Kenyan church leaders have demanded the recommendations of an official report into post-election violence, which nearly tore apart the East African country at the beginning of 2008, be implemented and that instigators be brought to book.

"The time has come for people to accept their mistakes. We should not continue to sweep our problems under the carpet," Roman Catholic Cardinal John Njue told a congregation in Kakamega in western Kenya on 22 November.

Still, some politicians are vehemently opposed to the findings of what is known as the Waki report.

Around 1300 people were killed and 300 000 forced from their homes in violence triggered by a disputed presidential election at the end of December 2007. Some church leaders said that unresolved ethnic tensions related to land distribution, and the gap between rich and poor also lay behind the violence.

Njue spoke as some top politicians continued to reject the report as inept and complained it victimises many of them. The cardinal warned that failing to implement the findings could signal worse things to come. "We have taken our stand and would like to see that the measures to have it implemented are put in place," the Daily Nation newspaper on 24 November quoted the cardinal as saying.

Many church leaders view the report as crucial to healing and reconciliation in Kenya, which has repeatedly faced ethnic clashes every election year.

The Waki report, released in October, accused 10 unnamed senior individuals of planning murderous inter-ethnic attacks. The names were put in a sealed envelope and handed to the former U.N. secretary-general, Kofi Annan, who was a key mediator. The report said that if a special tribunal to try those behind the violence did not begin by the end of January 2009, the envelope would be passed to the International Criminal Court in The Hague.

After peace negotiations between the opposition Orange Democratic Movement and the former ruling Party of National Unity soon after the 2007-2008 post-election crisis, the Waki commission was set up to look into the causes of the violence, and recommend solutions. The commission’s report listed those it said were key financiers of the violence.

"Those adversely named in the report have limited options, either to defend themselves before the tribunal in Kenya or face the International Criminal Court at The Hague," said Anglican Bishop Thomas Kogo of Eldoret diocese.
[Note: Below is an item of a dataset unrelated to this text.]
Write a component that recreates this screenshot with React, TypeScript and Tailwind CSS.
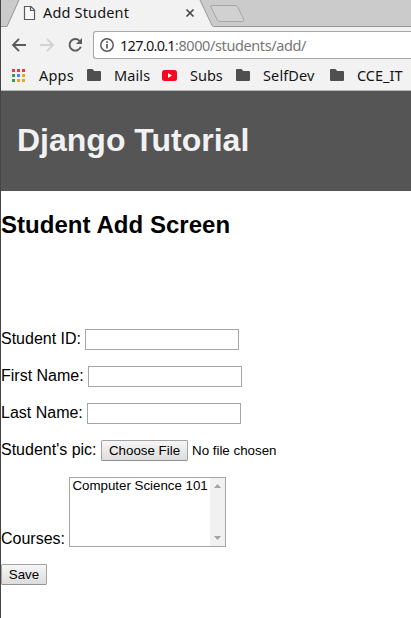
import type { ReactNode } from "react";

const uiFont = "font-['Noto_Sans','Open_Sans',sans-serif]";

function Folder() {
  return (
    <svg className="h-3 w-[14px] shrink-0" viewBox="0 0 14 12">
      <path d="M1 0H5.5L7.2 2H13Q14 2 14 3V11Q14 12 13 12H1Q0 12 0 11V1Q0 0 1 0Z" fill="#4f4f4f" />
    </svg>
  );
}

function AppsGrid() {
  const colors = ["#eb3942", "#eb3942", "#eb3942", "#359b57", "#4a87f2", "#eba51d", "#359b57", "#eba51d", "#eba51d"];
  return (
    <svg className="ml-[11px] h-[13px] w-[13px] shrink-0" viewBox="0 0 13 13">
      {colors.map((c, i) => (
        <rect key={i} x={(i % 3) * 5} y={Math.floor(i / 3) * 5} width="3" height="3" fill={c} />
      ))}
    </svg>
  );
}

function TabStrip() {
  return (
    <div className="relative flex h-[27px] items-start bg-[#cbcbcb]">
      <svg className="absolute inset-0 h-[27px] w-[410px]" viewBox="0 0 410 27">
        <path d="M0 26.5H6L18 0H199L212 26.5V27H0Z" fill="#f2f2f2" />
        <path d="M0 0H18L6 26H0Z" fill="#cbcbcb" />
        <path d="M0 26.5H6L18 0M199 0L211 25.5L212.500 26.5H410" fill="none" stroke="#969696" />
        <path d="M210.500 5.500H234Q236 5.500 237 7.500L242.500 19Q243.500 21.500 241.500 21.500H219Q217 21.500 216 19.500L210 7Q209.500 5.500 210.500 5.500Z" fill="#d1d1d1" stroke="#a5a5a5" />
        <path d="M23.500 6.500H30L33.500 10V19.500H23.500ZM29.500 6.500V10.500H33.500" fill="#fff" fillOpacity=".5" stroke="#5a5a5a" strokeWidth="1.200" />
        <path d="M185.500 9.500L192.500 16.500M192.500 9.500L185.500 16.500" stroke="#444" strokeWidth="1.600" />
      </svg>
      <span className="relative ml-[42px] w-[87px] whitespace-nowrap text-[14.500px] leading-[25px] tracking-[0.16px] text-[#151515]">Add Student</span>
    </div>
  );
}

function Toolbar() {
  return (
    <div className="flex h-8 items-start bg-[#f2f2f2] pt-1">
      <svg className="h-[27px] w-[92px] shrink-0" viewBox="0 0 92 27" fill="none" strokeWidth="1.900">
        <path d="M25 14H12.500M18 7.800L12 14L18 20.200" stroke="#5a5a5d" />
        <path d="M39 14H51.500M46 7.800L52 14L46 20.200" stroke="#d2d2d4" />
        <path d="M78.500 9.800A5.800 5.800 0 1 0 79.800 15.800" stroke="#5a5a5d" />
        <path d="M81 7V13H75Z" fill="#5a5a5d" />
      </svg>
      <div className="flex h-7 flex-1 items-center overflow-hidden rounded-l-[3px] border border-r-0 border-[#a7a7a7] bg-white">
        <svg className="ml-[6px] h-[14px] w-[14px] shrink-0" viewBox="0 0 14 14" fill="none">
          <circle cx="7" cy="7" r="6.200" stroke="#5a5a5d" strokeWidth="1.500" />
          <path d="M7 6V10.500M7 3.300V5" stroke="#5a5a5d" strokeWidth="1.700" />
        </svg>
        <span className="ml-[6px] whitespace-nowrap text-[14.500px] leading-[26px] text-[#777]">
          <span className="tracking-[-0.72px] text-[#151515]">127.0.0.1</span><span className="tracking-[-0.4px]">:8000/students/add/</span>
        </span>
      </div>
    </div>
  );
}

function Bookmarks() {
  return (
    <div className="flex h-8 items-center whitespace-nowrap border-b border-[#b5b5b5] bg-[#f2f2f2] pt-px text-[14.500px] text-[#151515] [&>span]:pt-0.5">
      <AppsGrid />
      <span className="ml-[14px] w-[48px] tracking-[0.2px]">Apps</span>
      <Folder />
      <span className="ml-[13px] w-[48px] tracking-[0.1px]">Mails</span>
      <svg className="h-[11px] w-[15px] shrink-0" viewBox="0 0 15 11">
        <rect width="15" height="11" rx="2.500" fill="#f70720" />
        <path d="M6 3L10 5.500L6 8Z" fill="#fff" />
      </svg>
      <span className="ml-[13px] w-[46px]">Subs</span>
      <Folder />
      <span className="ml-[13px] w-[67px] tracking-[0.12px]">SelfDev</span>
      <Folder />
      <span className="ml-[13px]">CCE_IT</span>
    </div>
  );
}

function FieldRow({ label, labelClass, children }: { label: string; labelClass: string; children: ReactNode }) {
  return (
    <div className="flex h-[21px] items-start">
      <label className={`shrink-0 whitespace-nowrap text-base leading-[19px] ${labelClass}`}>{label}</label>
      {children}
    </div>
  );
}

const inputStyle = "h-[21px] w-[154px] border border-[#a6a6a6] bg-white px-1 text-[13px] outline-none";
const buttonStyle = "flex h-[21px] items-center justify-center rounded-[1.500px] border border-[#a3a3a3] border-b-[#929292] bg-gradient-to-b from-[#f6f6f6] to-[#dddddd] text-[13.333px] leading-[15px]";

export default function App() {
  return (
    <div className="h-[618px] w-[411px] overflow-hidden border-l border-[#454545] bg-white font-['Liberation_Sans',Arial,sans-serif] text-black">
      <div className={uiFont}>
        <TabStrip />
        <Toolbar />
        <Bookmarks />
      </div>
      <header className="flex h-[100px] items-center bg-[#555555] pb-0.5 pl-4">
        <h1 className="text-[32px] font-bold leading-[37px] text-[#f1f1f1]">Django Tutorial</h1>
      </header>
      <main>
        <h2 className="pt-5 text-2xl font-bold leading-[27px] tracking-[0.04px]">Student Add Screen</h2>
        <form className="mt-[91px] flex flex-col gap-4" onSubmit={(e) => e.preventDefault()}>
          <FieldRow label="Student ID:" labelClass="w-[84px]"><input className={inputStyle} /></FieldRow>
          <FieldRow label="First Name:" labelClass="w-[87px]"><input className={inputStyle} /></FieldRow>
          <FieldRow label="Last Name:" labelClass="w-[86px]"><input className={inputStyle} /></FieldRow>
          <FieldRow label="Student's pic:" labelClass="w-[100px]">
            <button type="button" className={`w-[87px] ${buttonStyle}`}>Choose File</button>
            <span className="ml-1 text-[13.333px] leading-[21px]">No file chosen</span>
          </FieldRow>
          <div className="flex h-[71px] items-end">
            <label className="w-[68px] text-base leading-[18px]">Courses:</label>
            <div className="mb-px flex h-[70px] w-[157px] border border-[#a6a6a6] bg-white">
              <div className="w-[140px] whitespace-nowrap pl-[2.500px] text-[13.333px] leading-[16px] tracking-[-0.02px]">Computer Science 101</div>
              <div className="flex w-[15px] flex-col items-center justify-between bg-[#f1f1f1] pb-[6px] pt-[6px]">
                <svg className="h-1 w-[7px]" viewBox="0 0 7 4"><path d="M0 4L3.500 0L7 4Z" fill="#a3a3a3" /></svg>
                <svg className="h-1 w-[7px]" viewBox="0 0 7 4"><path d="M0 0H7L3.500 4Z" fill="#a3a3a3" /></svg>
              </div>
            </div>
          </div>
          <button type="submit" className={`w-[46px] ${buttonStyle}`}>Save</button>
        </form>
      </main>
    </div>
  );
}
Early in November, the National Council of Churches of Kenya urged politicians to accept the report. "The politicians have decided to focus on narrow aspects of the report that play to their own selfish and immediate gains, deliberately leaving out significant and critical aspects" said the Rev. Peter Karanja, the NCCK general secretary. He promised that the church council, religious leaders and civil society organizations would mobilise millions of people to sign a petition to support an appeal to the ICC to take up the matter.